No one claims reform will be easy. Washington and other states have attempted several different methods of reform in the past, with varying success. For example, efforts to limit the payment of signature gatherers or to require proof of residency have largely been struck down as unconstitutional.1 Courts have overruled laws requiring that signatures come from a wide swath of the state's population, rather than just one area of the state.2

Some states have prohibited substantially similar ballot measures from reappearing on the ballot year after year. These laws create a waiting period (typically two years) before a measure rejected by the voters may be presented again.

By contrast, in 2010 Washington voters approved Initiative 1053, which requires a two-thirds vote by the Legislature to raise taxes. In May, King County Superior Court Judge Bruce Heller overturned the law as unconstitutional.3 The case is up on appeal, but in the meantime Tim Eyman's I-1185 will present the issue to the voters again this November.

Oregon recently adopted a Citizen Initiative Review panel to publicly evaluate ballot measures and provide more information to the voters after a hearing process. The citizen panels provide written opinions evaluating an initiative's strengths and weaknesses after considering the evidence. Would Washington benefit from such a system?

Watchdog groups criticize Washington's ballot measure system as one of the "most arcane" in the nation. Critics have called for more transparency, less fraud and more accountability. One thing is certain, ballot initiatives and referenda remain popular in our state. Twenty-seven states authorize citizen initiatives. Washington ranks fourth among these states in the frequency and number of ballot measures presented to voters.

No matter your view on Washing­ton's ballot measure system, initiatives and referenda appear to be a fact of life. KCBA members are working together to kick-start a dialogue within the legal community. Plans include evaluating nonpartisan efforts to improve our ballot measure system, drafting a scholarly report, sponsoring public education efforts and making recommendations for lawful reform.

If you'd like to participate as a member of the steering committee for this new effort or have questions/comments, please contact KCBA Exe­cutive Director Andrew Prazuch by email (andrewp@kcba.org) or phone (206-267-7061), or just plan to attend an organizational meeting on Monday, October 29, from noon to 1 p.m. at the KCBA offices, 1200 Fifth Ave., Suite 600. A light lunch will be provided.

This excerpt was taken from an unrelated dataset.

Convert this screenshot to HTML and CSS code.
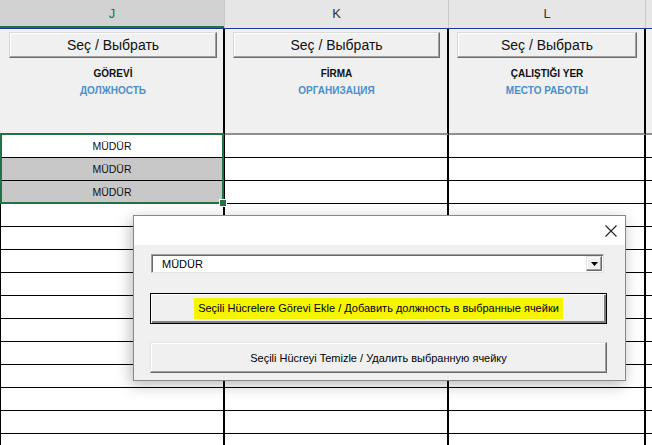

Beth Barrett Bloom is a past trustee of KCBA and a member of the KCBA Public Policy Committee. She practices employment law and is a partner at Frank Freed Subit Thomas LLP in Seattle.

Johanna Coolbaugh is a past chair of the KCBA Young Lawyers Division and a member of the KCBA Public Policy Committee.  She is an associate at Karr Tuttle Campbell where she focuses on tax, trusts and estates.

1 See Meyer v. Grant, 486 U.S. 414 (1988); Victory Buckley v. American Const. Law Foundation, 525 U.S. 182 (1999).

2 ACLU v. Lomax, 471 F.3d 1010 (9th Cir. 2006) (finding that Nevada's "13 counties rule" was unconstitutional).

3 Order Granting Plaintiff's Motion for Summary Judgment and Denying Defendant State of Washington's Motion for Summary Judgment, King County Superior Court Cause No. 11-2-25185-3, Hon. Bruce E. Heller, at 3 (May 30, 2012).